- Frisk Asker earn their first CHL win
- Bolzano manage a point in this close contest
- Jacob Lagace scored the game-winning goal in the shootout
On a night of close calls, missed opportunities, and momentum swings, it would be the visitors who would skate away with an historical win as Frisk Asker bested HC Bolzano in the shootout to claim their first Champions Hockey League contest.
Asker did everything right in the first - limiting quality scoring chances and generating dangerous ones of their own - but the Norwegians' inability to find the net continued and their man-advantage woes were on display as they failed to convert when opportunity knocked - and it knocked often.
A slew of penalties could've been bad news for the home side, but Bolzano's PK maintained its fine form in front of Justin Fazio, who made his return to the crease, and kept the score knotted at 0-0 to end the first.
More man-advantages came for both clubs in the opening ten minutes of the second, but some clutch goaltending by Fazio and his counterpart Henrik Fayen Vestavik, who saw his first CHL action, kept the scoreboard blank.
Midway through the period, the scoresheet continued to collect dust until Asker's leading scorer, Viktor Granholm, sent one upstairs at 31:50 to secure the Norwegians' first lead of the campaign. Suddenly, the Italians were in unfamiliar territory as they chased the game.
But the chase wouldn't last long. Add a turnover chance together with the patience of Mathew Maione and you got the equaliser three minutes later.
Bolzano continued pressuring the visitors, this time with an odd-man rush that produced a rebound opportunity for Joseph Mizzi who nearly gave the Italians their first lead of the night, but Vestavik's left pad said no and the two clubs entered the third still tied.

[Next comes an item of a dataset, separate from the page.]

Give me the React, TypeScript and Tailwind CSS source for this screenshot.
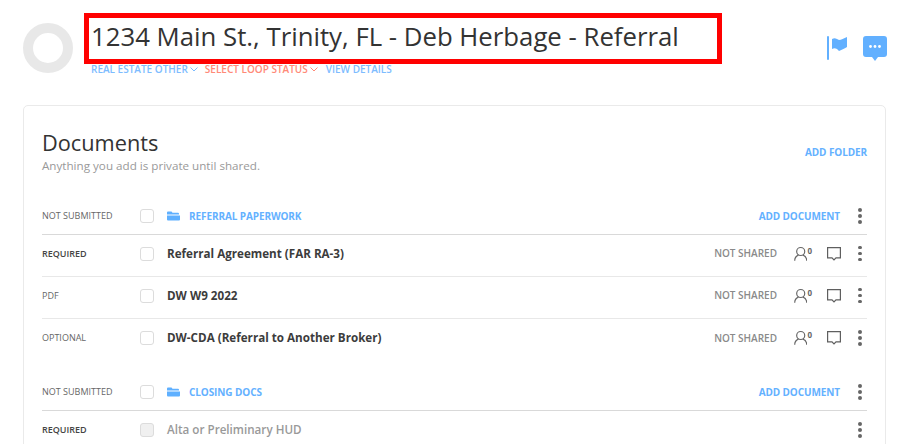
import React from "react";

const font = { fontFamily: '"Open Sans", sans-serif' };

const Chevron = () => (
  <svg width="8" height="5" viewBox="0 0 8 5" className="ml-[2px]" fill="none" stroke="currentColor" strokeWidth="1">
    <path d="M0.5 0.5 4 4 7.5 0.5" />
  </svg>
);

const Checkbox = ({ disabled }: { disabled?: boolean }) => (
  <span className={`block h-[14px] w-[14px] shrink-0 rounded-[3px] border border-[#dcdcdc] ${disabled ? "bg-[#f0f0f0]" : "bg-white"}`} />
);

const Dots = () => (
  <span className="flex w-[14px] shrink-0 flex-col items-center gap-[2.5px]">
    <span className="h-[3.5px] w-[3.5px] rounded-full bg-[#666]" />
    <span className="h-[3.5px] w-[3.5px] rounded-full bg-[#666]" />
    <span className="h-[3.5px] w-[3.5px] rounded-full bg-[#666]" />
  </span>
);

const FolderIcon = () => (
  <svg width="13" height="10" viewBox="0 0 13 10" className="shrink-0" fill="#5fb0ff">
    <path d="M1 0.5h3.5l1 1.2H11a1 1 0 0 1 1 1V3.4H0V1.5a1 1 0 0 1 1-1Z" />
    <path d="M0 4.4h13v4.1a1 1 0 0 1-1 1H1a1 1 0 0 1-1-1Z" />
  </svg>
);

const PersonIcon = () => (
  <span className="flex w-[18px] shrink-0 items-start">
    <svg width="15" height="16" viewBox="0 0 15 16" fill="none" stroke="#666" strokeWidth="1.3">
      <circle cx="7.5" cy="5.2" r="4.5" />
      <path d="M0.8 15.5c0-3.2 1.8-5.3 4.2-6.2M14.2 15.5c0-3.2-1.8-5.3-4.2-6.2" />
    </svg>
    <span className="text-[8px] leading-[9px] font-bold text-[#666]">0</span>
  </span>
);

const CommentIcon = () => (
  <svg width="14" height="14" viewBox="0 0 14 14" className="shrink-0" fill="none" stroke="#5f5f5f" strokeWidth="1.2">
    <path d="M0.6 0.6h12.8v10.3H9L7 13 5 10.9H0.6Z" />
  </svg>
);

const GroupRow = ({ name }: { name: string }) => (
  <div className="flex h-[37px] items-center border-b border-[#d9d9d9]">
    <span className="w-[98px] shrink-0 text-[9px] text-[#666]">NOT SUBMITTED</span>
    <Checkbox />
    <span className="ml-[13px]"><FolderIcon /></span>
    <span className="ml-[9px] text-[10px] font-bold tracking-[-0.1px] text-[#64b1ff]">{name}</span>
    <span className="ml-auto text-[10px] font-bold tracking-[-0.1px] text-[#64b1ff]">ADD DOCUMENT</span>
    <span className="ml-[13px]"><Dots /></span>
  </div>
);

const DocRow = ({
  status,
  name,
  strong,
  disabled,
  last,
}: {
  status: string;
  name: string;
  strong?: boolean;
  disabled?: boolean;
  last?: boolean;
}) => (
  <div className={`flex h-[42px] items-center pb-[4px] ${last ? "" : "border-b border-[#e8e8e8]"}`}>
    <span className={`w-[98px] shrink-0 text-[9px] ${strong ? "font-semibold text-[#444]" : "text-[#666]"}`}>{status}</span>
    <Checkbox disabled={disabled} />
    <span className={`ml-[13px] text-[11.65px] ${disabled ? "font-semibold text-[#999]" : "font-bold text-[#3c3c3c]"}`}>{name}</span>
    {!disabled && (
      <>
        <span className="ml-auto text-[10px] font-semibold text-[#8a8a8a]">NOT SHARED</span>
        <span className="ml-[17px]"><PersonIcon /></span>
        <span className="ml-[15px]"><CommentIcon /></span>
        <span className="ml-[12px]"><Dots /></span>
      </>
    )}
    {disabled && <span className="ml-auto"><Dots /></span>}
  </div>
);

export default function App() {
  return (
    <div style={font} className="h-[444px] w-[906px] overflow-hidden bg-white">
      <div className="flex pt-[13px] pl-[23px]">
        <div className="mt-[10px] h-[50px] w-[50px] shrink-0 rounded-full border-[10px] border-[#e8e8e8]" />
        <div className="ml-[11px]">
          <div className="flex h-[51px] w-[638px] items-center border-[5px] border-[#ff0000] pl-[2px]">
            <h1 className="-mt-[4px] text-[25.75px] leading-none font-medium text-[#333]">1234 Main St., Trinity, FL - Deb Herbage - Referral</h1>
          </div>
          <div className="mt-[-2px] ml-[7px] flex items-center text-[10px] font-semibold">
            <span className="flex items-center text-[#7dbcff]">REAL ESTATE OTHER<Chevron /></span>
            <span className="ml-[7px] flex items-center text-[#ff8a78]">SELECT LOOP STATUS<Chevron /></span>
            <span className="ml-[8px] text-[#7dbcff]">VIEW DETAILS</span>
          </div>
        </div>
        <div className="mt-[23px] ml-[105px] flex items-start">
          <svg width="21" height="24" viewBox="0 0 21 24" fill="#62b0ff">
            <rect x="0" y="0" width="2" height="24" rx="1" />
            <path d="M5 3c2-1 3-1 5 0l2 1c2 0 5-2 8-3v10c-2 1-5 3-8 4l-2-2c-2-1-3-1-5 0Z" />
          </svg>
          <svg width="24" height="25" viewBox="0 0 24 25" className="ml-[15px]" fill="#62b0ff">
            <path d="M3 0h18a3 3 0 0 1 3 3v15a3 3 0 0 1-3 3h-6l-3 4-3-4H3a3 3 0 0 1-3-3V3a3 3 0 0 1 3-3Z" />
            <circle cx="7.5" cy="10.5" r="1.4" fill="#fff" />
            <circle cx="12" cy="10.5" r="1.4" fill="#fff" />
            <circle cx="16.5" cy="10.5" r="1.4" fill="#fff" />
          </svg>
        </div>
      </div>

      <div className="mt-[28px] ml-[23px] w-[863px] rounded-t-[5px] border border-[#eaeaea] px-[18px] pt-[22px]">
        <div className="flex items-start justify-between">
          <div>
            <h2 className="text-[21.75px] leading-[30px] text-[#333]">Documents</h2>
            <p className="text-[11.65px] leading-[16px] text-[#999]">Anything you add is private until shared.</p>
          </div>
          <span className="mt-[17px] text-[10px] font-bold tracking-[-0.1px] text-[#64b1ff]">ADD FOLDER</span>
        </div>
        <div className="mt-[24px]">
          <GroupRow name="REFERRAL PAPERWORK" />
          <DocRow status="REQUIRED" name="Referral Agreement (FAR RA-3)" strong />
          <DocRow status="PDF" name="DW W9 2022" />
          <DocRow status="OPTIONAL" name="DW-CDA (Referral to Another Broker)" last />
        </div>
        <div className="mt-[13px]">
          <GroupRow name="CLOSING DOCS" />
          <DocRow status="REQUIRED" name="Alta or Preliminary HUD" strong disabled last />
        </div>
      </div>
    </div>
  );
}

History was on the line as 20 minutes separated Frisk Asker from earning their first CHL victory, while Bolzano was 20 minutes away from achieving their best record to start the CHL competition since 2018/19.
Tight checking and solid defence were the difference makers in the third. A late Bolzano powerplay would seemingly put the home side up one until the goal was negated as the play was blown dead.
But Asker were in it to win it, and with 71 seconds to go they pulled their netminder in an attempt to win in regulation. In what could only be called bad luck, both of Bolzano's top scorers had a chance to close it out and both came up short, meaning OT and possibly a shootout would decide how to divide the points.
The Italians had a number of beautiful chances in the extra session with the best opportunity coming on a 3-on-1 early on, but Vestavik was a brick wall and with the score still level, the match headed to a shootout.
The Norwegian netminder continued his shining debut stopping all of Bolzano's lethal scorers to set up Jacob Lagace's game-winning tally and hand the Norwegians their first points of the tournament.